Close canon law books and open doors of love | National Catholic Reporter

Divorced and remarried Catholics remind us of something the church doesn’t understand about Eucharist. It is Christ’s gift to all of us, especially to those whom life has hurt and whom the church punishes for being hurt. If there is not food at the great feast for “the crippled, the blind, and the lame” Luke 14:15-24, the church is not a family but a country club.

via Close canon law books and open doors of love | National Catholic Reporter.

Michael Leach’s Aunt Mary, Uncle Louie, Ronald and Genevieve in 1948

Michael Leach has a gift for getting to the heart of the matter. The above article for the Soul Seeing column at National Catholic Reporter shows how cruel and unjust the letter of the Canon Law can be in the midst of a life lived. The story of his Aunt Mary describes the suffering of divorced and remarried Catholics in a more effective way than any theological treatise ever could. The ensuing discussion board has several heart-wrenching and thought-provoking personal stories and reflections on this issue.

9 thoughts on “Close canon law books and open doors of love | National Catholic Reporter

  1. Only WE can deny ourselves the Eucharist. How many go to the Table who are not in the “state of grace?”. Oh please, the church must stop all of this ridiculous nonsense. If we see Jesus as the COMPASSIONATE ONE, how can we continue
    to live and walk the journey with Him with such suppression?

    Thank you again, Isabella for sharing your words of wisdom and the words from others who speak the Truth…Chris

  2. I am a divorced, faithful, Catholic husband and father. Shove your fake compassion. I will not waste my time with your stories. I have seen enough
    what false charity does. Leave the Catholic Church if you do not like it! It needs to be much MORE disciplined.

  3. ‘Shove your fake compassion.’

    Four simple words that tell so much….about the person pronouncing them. Sadly, comments like yours occur far too frequently on many discussion boards. What is especially sad is that they are made by persons who proudly proclaim they are “faithful Catholics”.

    May I suggest reading Heidi Schlumpf’s “Commentary on commenting” at . If we believe in MORE discipline, perhaps we should begin with disciplining ourselves in the art of respectful dialogue.

  4. You push heresy and are taken aback by an adjective! Then you show
    your hand by being so smug about your standards of Catholic behavior.

    Stop advertizing adultery as wholesome, regardless of the hardship, lady!
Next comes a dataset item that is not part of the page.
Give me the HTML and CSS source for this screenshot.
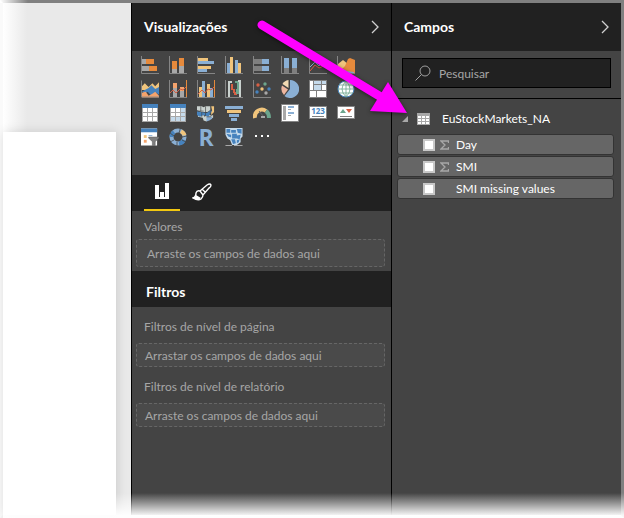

  5. Eucharist is healing food for us sinners. It is a source of energy on our spiritual journey. It should not be used as a tool of power or division. This news article brought to mind several questions. When did the Eucharist become holy food, only for the worthy; instead of bread for
    the starving world? The current practice of extending both cupped hands in the position of a beggar appears very appropriate to me. No one is “worthy” we are the beggars who have found the food, and who tell other starving beggars where to go to get this nourishment. Let’s make the table bigger!

  6. Wow Karl! It always saddens me how some “Catholics” can so proudly defend our faith yet do it in a very un-Christian manner. Is that how Jesus wants us to behave? We are Christian first and Catholic second and we do well to remember that. For me an my house we choose the follow the Lord!